DO THIS: Copy, from the entries below, each line where the word "index" can be found.

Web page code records
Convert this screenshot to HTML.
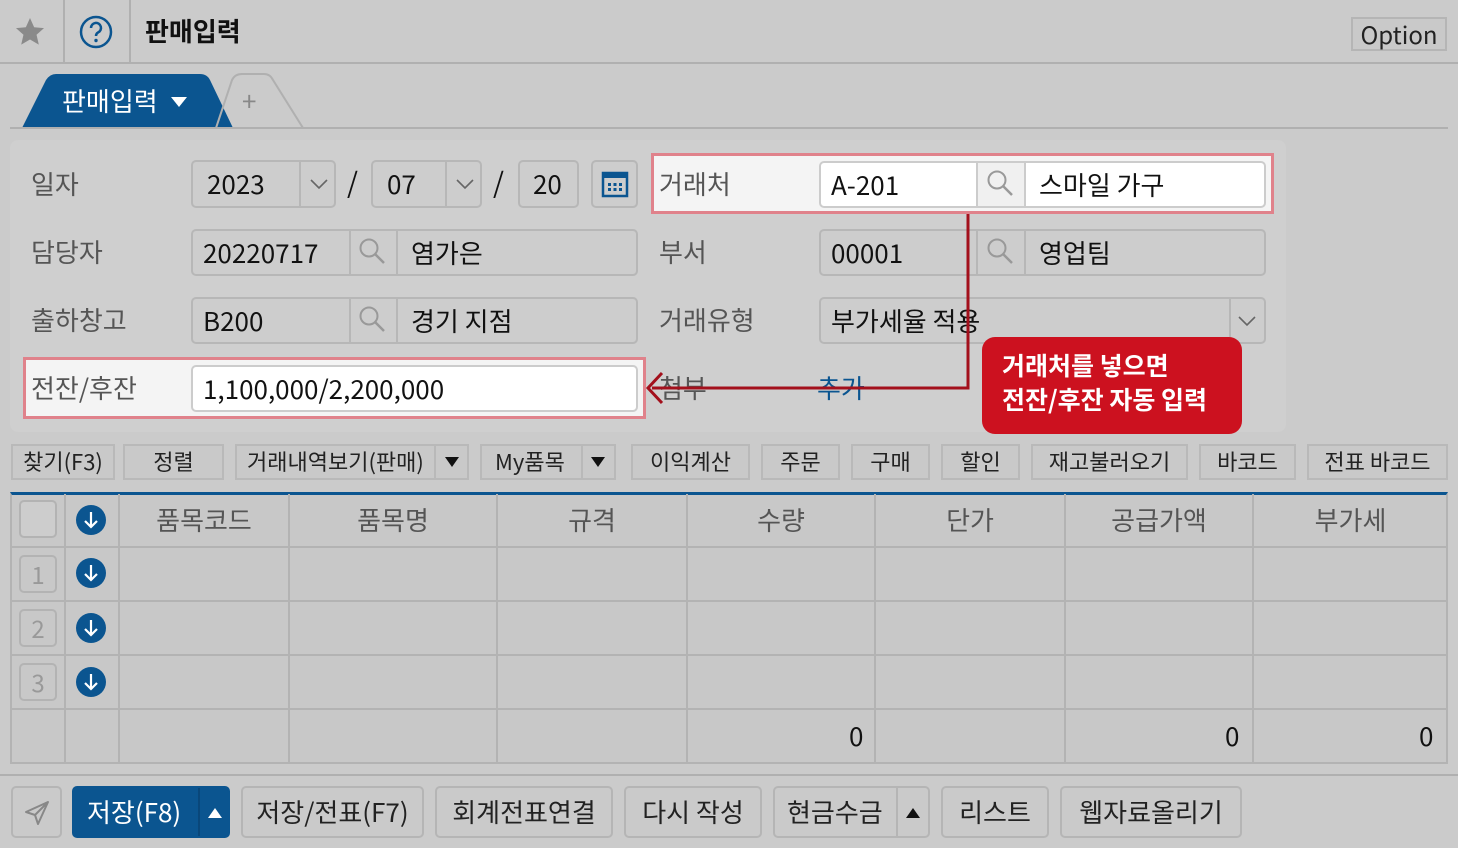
<!DOCTYPE html>
<html><head><meta charset="utf-8">
<style>
*{box-sizing:border-box;margin:0;padding:0}
body{width:1458px;height:848px;background:#cbcbcb;font-family:"Noto Sans CJK KR","Liberation Sans",sans-serif;position:relative;overflow:hidden;color:#111}
.a{position:absolute}
.lbl{position:absolute;font-size:26px;color:#555;line-height:30px}
.inp{position:absolute;border:2px solid #b7b7b7;border-radius:5px;background:#cdcdcd;font-size:26px;line-height:43px;color:#111;overflow:hidden}
.inp .d{position:absolute;top:0;bottom:0;border-left:2px solid #b7b7b7}
.inp span{position:absolute;top:0}
.btn{position:absolute;border:2px solid #b9b9b9;background:#c9c9c9;font-size:22px;line-height:31px;text-align:center;color:#222}
.bb{position:absolute;border:2px solid #b5b5b5;border-radius:5px;background:#cacaca;font-size:26px;line-height:47px;text-align:center;color:#222}
.hl{position:absolute;border:3px solid #e0828b;background:#f4f4f4}
.th{position:absolute;font-size:26px;color:#555;text-align:center;line-height:52px}
.vl{position:absolute;top:494px;height:270px;border-left:2px solid #b3b3b3}
.hr{position:absolute;left:10px;width:1438px;border-top:2px solid #b3b3b3}
.rn{position:absolute;left:19px;width:38px;height:38px;border:2px solid #b3b3b3;border-radius:5px;font-size:24px;color:#999;text-align:center;line-height:34px}
</style></head><body>
<div class="a" style="left:0;top:62px;width:1458px;border-top:2px solid #b0b0b0"></div>
<div class="a" style="left:63px;top:0;height:62px;border-left:2px solid #b0b0b0"></div>
<div class="a" style="left:129px;top:0;height:62px;border-left:2px solid #b0b0b0"></div>
<svg class="a" style="left:13px;top:16px" width="34" height="32" viewBox="0 0 24 24"><path d="M12 1.5l3.1 6.9 7.4.7-5.6 5 1.7 7.4L12 17.6 5.4 21.5l1.7-7.4-5.6-5 7.4-.7z" fill="#8a8a8a"/></svg>
<svg class="a" style="left:78px;top:14px" width="36" height="36" viewBox="0 0 36 36"><circle cx="18" cy="18" r="15" fill="none" stroke="#0b5590" stroke-width="2.5"/><path d="M13 14a5 5 0 1 1 7 4.5c-1.5.8-2 1.6-2 3.5" fill="none" stroke="#0b5590" stroke-width="2.5"/><circle cx="18" cy="26.5" r="1.7" fill="#0b5590"/></svg>
<div class="a" style="left:145px;top:12px;font-size:26px;font-weight:bold;line-height:38px">판매입력</div>
<div class="a" style="left:1351px;top:17px;width:96px;height:34px;border:2px solid #b5b5b5;background:#c9c9c9;font-size:24px;line-height:30px;text-align:center;color:#222">Option</div>
<svg class="a" style="left:0;top:70px" width="320" height="62"><path d="M22 58 L46 10 Q50 4 56 4 L200 4 Q207 4 210 10 L233 58 Z" fill="#0b5590"/><path d="M216 58 L232 10 Q235 4 242 4 L264 4 Q270 4 273 10 L303 58" fill="none" stroke="#b0b0b0" stroke-width="2"/></svg>
<div class="a" style="left:62px;top:84px;font-size:26px;color:#fff;line-height:34px">판매입력</div>
<svg class="a" style="left:170px;top:96px" width="18" height="12"><path d="M1 1h16L9 11z" fill="#fff"/></svg>
<div class="a" style="left:242px;top:86px;font-size:26px;color:#888;line-height:30px">+</div>
<div class="a" style="left:10px;top:127px;width:1438px;border-top:2px solid #b0b0b0"></div>
<div class="a" style="left:10px;top:140px;width:1276px;height:292px;background:#cfcfcf;border-radius:8px"></div>
<div class="hl" style="left:651px;top:153px;width:623px;height:61px"></div>
<div class="hl" style="left:23px;top:357px;width:623px;height:62px"></div>
<div class="lbl" style="left:31px;top:169px">일자</div>
<div class="inp" style="left:191px;top:160px;width:145px;height:48px"><span style="left:14px">2023</span><div class="d" style="left:106px"></div><svg class="a" style="left:116px;top:16px" width="20" height="12"><path d="M2 2l8 8 8-8" fill="none" stroke="#666" stroke-width="1.6"/></svg></div>
<div class="a" style="left:347px;top:166px;font-size:28px;line-height:32px">/</div>
<div class="inp" style="left:371px;top:160px;width:111px;height:48px"><span style="left:14px">07</span><div class="d" style="left:72px"></div><svg class="a" style="left:82px;top:16px" width="20" height="12"><path d="M2 2l8 8 8-8" fill="none" stroke="#666" stroke-width="1.6"/></svg></div>
<div class="a" style="left:493px;top:166px;font-size:28px;line-height:32px">/</div>
<div class="inp" style="left:518px;top:160px;width:61px;height:48px"><span style="left:13px">20</span></div>
<div class="inp" style="left:591px;top:160px;width:47px;height:48px"><svg class="a" style="left:8px;top:8px" width="28" height="28" viewBox="0 0 28 28"><rect x="2" y="3" width="24" height="23" fill="none" stroke="#0b5590" stroke-width="2.5"/><rect x="2" y="3" width="24" height="5" fill="#0b5590"/><g fill="#0b5590"><rect x="7" y="13" width="3" height="3"/><rect x="12.5" y="13" width="3" height="3"/><rect x="18" y="13" width="3" height="3"/><rect x="7" y="18" width="3" height="3"/><rect x="12.5" y="18" width="3" height="3"/><rect x="18" y="18" width="3" height="3"/></g></svg></div>
<div class="lbl" style="left:659px;top:169px">거래처</div>
<div class="inp" style="left:819px;top:161px;width:447px;height:47px;background:#fff;border-color:#ccc"><span style="left:10px">A-201</span><div class="d" style="left:155px;border-color:#ccc"></div><div class="a" style="left:157px;top:0;width:46px;height:47px;background:#f0f0f0"></div><div class="d" style="left:203px;border-color:#ccc"></div><span style="left:218px">스마일 가구</span></div>
<div class="lbl" style="left:31px;top:237px">담당자</div>
<div class="inp" style="left:191px;top:229px;width:447px;height:47px"><span style="left:10px">20220717</span><div class="d" style="left:156px"></div><div class="d" style="left:203px"></div><span style="left:218px">염가은</span></div>
<div class="lbl" style="left:659px;top:237px">부서</div>
<div class="inp" style="left:819px;top:229px;width:447px;height:47px"><span style="left:10px">00001</span><div class="d" style="left:155px"></div><div class="d" style="left:203px"></div><span style="left:218px">영업팀</span></div>
<div class="lbl" style="left:31px;top:305px">출하창고</div>
<div class="inp" style="left:191px;top:297px;width:447px;height:47px"><span style="left:10px">B200</span><div class="d" style="left:156px"></div><div class="d" style="left:203px"></div><span style="left:218px">경기 지점</span></div>
<div class="lbl" style="left:659px;top:305px">거래유형</div>
<div class="inp" style="left:819px;top:297px;width:447px;height:47px"><span style="left:10px">부가세율 적용</span><div class="d" style="left:408px"></div><svg class="a" style="left:416px;top:16px" width="20" height="12"><path d="M2 2l8 8 8-8" fill="none" stroke="#666" stroke-width="1.6"/></svg></div>
<svg class="a" style="left:357px;top:236px" width="30" height="30"><circle cx="12" cy="12" r="8.5" fill="none" stroke="#999" stroke-width="2"/><path d="M18 18l9 9" stroke="#999" stroke-width="2.5"/></svg>
<svg class="a" style="left:357px;top:304px" width="30" height="30"><circle cx="12" cy="12" r="8.5" fill="none" stroke="#999" stroke-width="2"/><path d="M18 18l9 9" stroke="#999" stroke-width="2.5"/></svg>
<svg class="a" style="left:985px;top:168px" width="30" height="30"><circle cx="12" cy="12" r="8.5" fill="none" stroke="#999" stroke-width="2"/><path d="M18 18l9 9" stroke="#999" stroke-width="2.5"/></svg>
<svg class="a" style="left:985px;top:236px" width="30" height="30"><circle cx="12" cy="12" r="8.5" fill="none" stroke="#999" stroke-width="2"/><path d="M18 18l9 9" stroke="#999" stroke-width="2.5"/></svg>
<div class="lbl" style="left:31px;top:373px">전잔/후잔</div>
<div class="inp" style="left:191px;top:365px;width:447px;height:47px;background:#fff;border-color:#ccc"><span style="left:10px">1,100,000/2,200,000</span></div>
<div class="lbl" style="left:659px;top:373px">첨부</div>
<div class="a" style="left:817px;top:373px;font-size:26px;line-height:30px;color:#0b5590">추가</div>
<svg class="a" style="left:640px;top:210px" width="340" height="200"><path d="M328 4V178H12" fill="none" stroke="#a3101c" stroke-width="3"/><path d="M22 163L8 178 22 193" fill="none" stroke="#a3101c" stroke-width="3"/></svg>
<div class="a" style="left:982px;top:337px;width:260px;height:97px;background:#cc111f;border-radius:13px;color:#fff;font-weight:bold;font-size:25px;line-height:34px;padding:11px 0 0 20px">거래처를 넣으면<br>전잔/후잔 자동 입력</div>
<div class="btn" style="left:11px;top:444px;width:104px;height:36px">찾기(F3)</div>
<div class="btn" style="left:123px;top:444px;width:101px;height:36px">정렬</div>
<div class="btn" style="left:235px;top:444px;width:234px;height:36px;text-align:left;padding-left:10px">거래내역보기(판매)<div class="a" style="left:197px;top:0;height:32px;border-left:2px solid #b9b9b9"></div><svg class="a" style="left:208px;top:11px" width="14" height="10"><path d="M0 0h14L7 10z" fill="#111"/></svg></div>
<div class="btn" style="left:480px;top:444px;width:136px;height:36px;text-align:left;padding-left:13px">My품목<div class="a" style="left:99px;top:0;height:32px;border-left:2px solid #b9b9b9"></div><svg class="a" style="left:109px;top:11px" width="14" height="10"><path d="M0 0h14L7 10z" fill="#111"/></svg></div>
<div class="btn" style="left:631px;top:444px;width:119px;height:36px">이익계산</div>
<div class="btn" style="left:761px;top:444px;width:79px;height:36px">주문</div>
<div class="btn" style="left:851px;top:444px;width:79px;height:36px">구매</div>
<div class="btn" style="left:941px;top:444px;width:79px;height:36px">할인</div>
<div class="btn" style="left:1031px;top:444px;width:157px;height:36px">재고불러오기</div>
<div class="btn" style="left:1199px;top:444px;width:97px;height:36px">바코드</div>
<div class="btn" style="left:1307px;top:444px;width:141px;height:36px">전표 바코드</div>
<div class="a" style="left:10px;top:492px;width:1438px;height:272px;background:#c8c8c8;border:2px solid #b3b3b3;border-top:3px solid #0b5590"></div>
<div class="hr" style="top:546px"></div><div class="hr" style="top:600px"></div><div class="hr" style="top:654px"></div><div class="hr" style="top:708px"></div>
<div class="vl" style="left:64px"></div><div class="vl" style="left:118px"></div><div class="vl" style="left:288px"></div><div class="vl" style="left:496px"></div><div class="vl" style="left:686px"></div><div class="vl" style="left:874px"></div><div class="vl" style="left:1064px"></div><div class="vl" style="left:1252px"></div>
<div class="a" style="left:19px;top:500px;width:38px;height:38px;border:2px solid #b3b3b3;border-radius:5px;background:#cdcdcd"></div>
<div class="th" style="left:119px;top:494px;width:170px">품목코드</div>
<div class="th" style="left:289px;top:494px;width:208px">품목명</div>
<div class="th" style="left:497px;top:494px;width:190px">규격</div>
<div class="th" style="left:687px;top:494px;width:188px">수량</div>
<div class="th" style="left:875px;top:494px;width:190px">단가</div>
<div class="th" style="left:1065px;top:494px;width:188px">공급가액</div>
<div class="th" style="left:1253px;top:494px;width:195px">부가세</div>
<div class="rn" style="top:555px">1</div><div class="rn" style="top:609px">2</div><div class="rn" style="top:663px">3</div>
<svg class="a" style="left:76px;top:505px" width="30" height="230"><g><circle cx="15" cy="15" r="15" fill="#0b5590"/><circle cx="15" cy="68" r="15" fill="#0b5590"/><circle cx="15" cy="123" r="15" fill="#0b5590"/><circle cx="15" cy="177" r="15" fill="#0b5590"/></g><g fill="none" stroke="#fff" stroke-width="2.2"><path d="M15 7v15M9 16l6 6 6-6"/><path d="M15 60v15M9 69l6 6 6-6"/><path d="M15 115v15M9 124l6 6 6-6"/><path d="M15 169v15M9 178l6 6 6-6"/></g></svg>
<div class="a" style="left:849px;top:720px;font-size:26px;line-height:32px">0</div>
<div class="a" style="left:1225px;top:720px;font-size:26px;line-height:32px">0</div>
<div class="a" style="left:1419px;top:720px;font-size:26px;line-height:32px">0</div>
<div class="a" style="left:0;top:774px;width:1458px;border-top:2px solid #b0b0b0"></div>
<div class="bb" style="left:11px;top:786px;width:51px;height:52px"><svg class="a" style="left:11px;top:12px" width="26" height="26" viewBox="0 0 26 26"><path d="M24 2L2 12l9 3 3 9z M11 15L24 2" fill="none" stroke="#888" stroke-width="2" stroke-linejoin="round"/></svg></div>
<div class="bb" style="left:72px;top:786px;width:158px;height:52px;background:#0b5590;border-color:#0b5590;color:#fff;text-align:left;padding-left:13px">저장(F8)<div class="a" style="left:124px;top:0;height:48px;border-left:2px solid #09477a"></div><svg class="a" style="left:134px;top:20px" width="14" height="10"><path d="M0 10h14L7 0z" fill="#fff"/></svg></div>
<div class="bb" style="left:241px;top:786px;width:183px;height:52px">저장/전표(F7)</div>
<div class="bb" style="left:435px;top:786px;width:178px;height:52px">회계전표연결</div>
<div class="bb" style="left:624px;top:786px;width:138px;height:52px">다시 작성</div>
<div class="bb" style="left:773px;top:786px;width:157px;height:52px;text-align:left;padding-left:12px">현금수금<div class="a" style="left:121px;top:0;height:48px;border-left:2px solid #b5b5b5"></div><svg class="a" style="left:131px;top:20px" width="14" height="10"><path d="M0 10h14L7 0z" fill="#111"/></svg></div>
<div class="bb" style="left:941px;top:786px;width:108px;height:52px">리스트</div>
<div class="bb" style="left:1060px;top:786px;width:182px;height:52px">웹자료올리기</div>
</body></html>
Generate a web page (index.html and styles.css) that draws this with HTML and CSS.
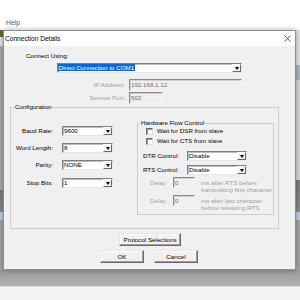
FILE: index.html
```html
<!DOCTYPE html>
<html>
<head>
<meta charset="utf-8">
<link rel="stylesheet" href="styles.css">
</head>
<body>
<div class="menubar"><span class="menu">Help</span></div>
<div class="desk">
  <div class="side-left"></div>
  <div class="dialog">
    <div class="titlebar">
      <span class="title">Connection Details</span>
      <svg class="close" viewBox="0 0 7 7"><path d="M0.5 0.5L6.5 6.5M6.5 0.5L0.5 6.5" stroke="#333" stroke-width="0.8" fill="none"/></svg>
    </div>
    <div class="client">
      <div class="using">Connect Using:</div>
      <div class="combo combo-wide"><span class="val"><span class="sel">Direct Connection to COM1</span></span><span class="drop"></span></div>
      <div class="field field-ip"><span class="field-label">IP Address:</span><span class="input ip">192.168.1.12</span></div>
      <div class="field"><span class="field-label">Service Port:</span><span class="input port">502</span></div>
      <div class="group config">
        <div class="legend">Configuration</div>
        <div class="config-body">
          <div class="params">
            <div class="prow"><span class="plabel">Baud Rate:</span><div class="combo combo-param"><span class="val">9600</span><span class="drop"></span></div></div>
            <div class="prow"><span class="plabel">Word Length:</span><div class="combo combo-param"><span class="val">8</span><span class="drop"></span></div></div>
            <div class="prow"><span class="plabel">Parity:</span><div class="combo combo-param"><span class="val">NONE</span><span class="drop"></span></div></div>
            <div class="prow last"><span class="plabel">Stop Bits:</span><div class="combo combo-param"><span class="val">1</span><span class="drop"></span></div></div>
          </div>
          <div class="group hw">
            <div class="legend legend-hw">Hardware Flow Control</div>
            <div class="check"><span class="box"></span><span>Wait for DSR from slave</span></div>
            <div class="check"><span class="box"></span><span>Wait for CTS from slave</span></div>
            <div class="crow"><span class="clabel">DTR Control:</span><div class="combo combo-ctl"><span class="val">Disable</span><span class="drop"></span></div></div>
            <div class="crow"><span class="clabel">RTS Control:</span><div class="combo combo-ctl"><span class="val">Disable</span><span class="drop"></span></div></div>
            <div class="drow"><span class="dlabel">Delay</span><span class="input dinput">0</span><span class="dtext">ms after RTS before<br>transmitting first character</span></div>
            <div class="drow"><span class="dlabel">Delay</span><span class="input dinput">0</span><span class="dtext">ms after last character<br>before releasing RTS</span></div>
          </div>
        </div>
      </div>
      <div class="btn proto">Protocol Selections</div>
      <div class="actions"><div class="btn">OK</div><div class="btn">Cancel</div></div>
    </div>
  </div>
  <div class="side-right"></div>
</div>
<div class="band"></div>
<div class="status"></div>
</body>
</html>
```
FILE: styles.css
```css
* { box-sizing: border-box; }
html, body { margin: 0; padding: 0; }
body {
  width: 300px; height: 300px; overflow: hidden; background: #fff;
  font-family: "Liberation Sans", Arial, sans-serif; font-size: 6.2px; color: #000;
}
.menubar { height: 30px; padding: 19px 0 0 6px; background: #fff; }
.menu { display: block; line-height: 8px; font-size: 6.8px; color: #5a5a5a; }

.desk { display: flex; height: 240px; }
.side-left {
  width: 3px;
  background: linear-gradient(to bottom, #6e6333 0, #6e6333 7px, #e4e4e4 7px, #e4e4e4 16px, #aaaaaa 16px, #aaaaaa 160px, #7c7c7c 160px, #8a8a8a 182px, #bcd0e4 182px, #bcd0e4 190px, #a4a4a4 190px);
}
.side-right {
  width: 4px;
  background: linear-gradient(to bottom, #e2e2e2 0, #e2e2e2 35px, #a9b5c4 35px, #a9b5c4 50px, #d4d4d4 50px, #d4d4d4 150px, #7a7a7a 150px, #8a8a8a 182px, #bcd0e4 182px, #bcd0e4 190px, #a4a4a4 190px);
}
.dialog {
  width: 293px; height: 240px; display: flex; flex-direction: column;
  border: 1px solid #8f8f8f; background: #f0f0f0;
  position: relative; z-index: 1; box-shadow: 0 0 5px rgba(0,0,0,.35);
}
.titlebar { height: 15px; flex: none; display: flex; align-items: center; background: #fff; padding-left: 1px; }
.title { flex: 1; font-size: 6.6px; line-height: 15px; }
.close { width: 7px; height: 7px; margin-right: 4px; }

.client { flex: 1; display: flex; flex-direction: column; align-items: flex-start; }
.using { margin: 6px 0 0 22px; line-height: 8px; }

.combo {
  display: flex; align-items: center; height: 10px; background: #fff;
  border: 1px solid; border-color: #7f7f7f #e8e8e8 #e8e8e8 #7f7f7f;
  box-shadow: inset 1px 1px 0 #bdbdbd;
}
.combo .val { flex: 1; line-height: 8px; padding-left: 1px; white-space: nowrap; overflow: hidden; }
.combo-wide { margin: 3px 0 0 53px; width: 185px; }
.combo-wide .val { padding-left: 0; }
.sel { background: #0a67d0; color: #fff; padding: 0 0.5px; }
.drop {
  width: 9px; height: 8px; flex: none; background: #f0f0f0;
  border: 1px solid; border-color: #fff #696969 #696969 #fff;
  display: flex; align-items: center; justify-content: center;
}
.drop::after {
  content: ""; width: 0; height: 0;
  border-left: 2.5px solid transparent; border-right: 2.5px solid transparent; border-top: 3px solid #000;
}

.field { display: flex; align-items: center; height: 12px; margin-top: 1px; }
.field-ip { margin-top: 6px; }
.field-label { width: 121px; margin-right: 4px; text-align: right; color: #a0a0a0; line-height: 8px; }
.input {
  display: block; height: 12px; background: #f0f0f0; color: #6d6d6d;
  border: 1px solid; border-color: #8a8a8a #f4f4f4 #f4f4f4 #8a8a8a;
  box-shadow: inset 1px 1px 0 #d0d0d0;
  padding-left: 1px; line-height: 10px; white-space: nowrap;
}
.ip { width: 113px; }
.port { width: 34px; }

.group { border: 1px solid #cdcdcd; display: flex; flex-direction: column; align-items: flex-start; }
.legend { margin: -5px 0 0 3px; padding: 0 1px; height: 8px; line-height: 8px; background: #f0f0f0; }
.config { margin: 3px 0 0 6px; width: 269px; height: 122px; }
.config-body { display: flex; align-items: flex-start; }
.params { width: 126px; padding-top: 15px; display: flex; flex-direction: column; }
.prow { display: flex; align-items: center; height: 10px; margin-top: 7px; }
.prow:first-child { margin-top: 0; }
.prow.last { margin-top: 8px; }
.plabel { width: 42px; margin-right: 9px; text-align: right; line-height: 8px; }
.combo-param { width: 51px; }

.hw { width: 137px; height: 92px; margin-top: 12px; }
.legend-hw { margin-left: 2px; }
.check { display: flex; align-items: center; height: 8px; margin-left: 8px; line-height: 8px; }
.check + .check { margin-top: 2px; }
.box {
  width: 7px; height: 7px; margin-right: 4px; background: #fff;
  border: 1px solid; border-color: #6a6a6a #e0e0e0 #e0e0e0 #6a6a6a;
  box-shadow: inset 1px 1px 0 #9a9a9a;
}
.crow { display: flex; align-items: center; height: 10px; margin: 6px 0 0 5px; }
.crow + .crow { margin-top: 4px; }
.clabel { width: 44px; line-height: 8px; }
.combo-ctl { width: 60px; }

.drow { display: flex; align-items: flex-start; height: 14px; margin: 2px 0 0 12px; color: #a0a0a0; }
.drow + .drow { margin-top: 4px; }
.dlabel { width: 23px; line-height: 11px; }
.dinput { width: 22px; height: 11px; line-height: 9px; }
.dtext { margin: 1.5px 0 0 6px; width: 71px; overflow: hidden; line-height: 7px; white-space: nowrap; }

.btn {
  height: 13px; display: flex; align-items: center; justify-content: center; line-height: 8px;
  background: #f0f0f0; border: 1px solid; border-color: #e6e6e6 #696969 #696969 #e6e6e6;
  box-shadow: inset -1px -1px 0 #a0a0a0, inset 1px 1px 0 #fff;
}
.proto { margin: 4px 0 0 115px; width: 62px; }
.actions { display: flex; gap: 10px; margin: 4px 0 0 96px; }
.actions .btn { width: 44px; }

.band { height: 16px; background: linear-gradient(#999999, #b2b2b2); }
.status { height: 14px; background: #f4f4f4; border-top: 1px solid #dcdcdc; }
```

SOLUTION:
Generate a web page (index.html and styles.css) that draws this with HTML and CSS.
FILE: index.html
  position: relative; z-index: 1; box-shadow: 0 0 5px rgba(0,0,0,.35);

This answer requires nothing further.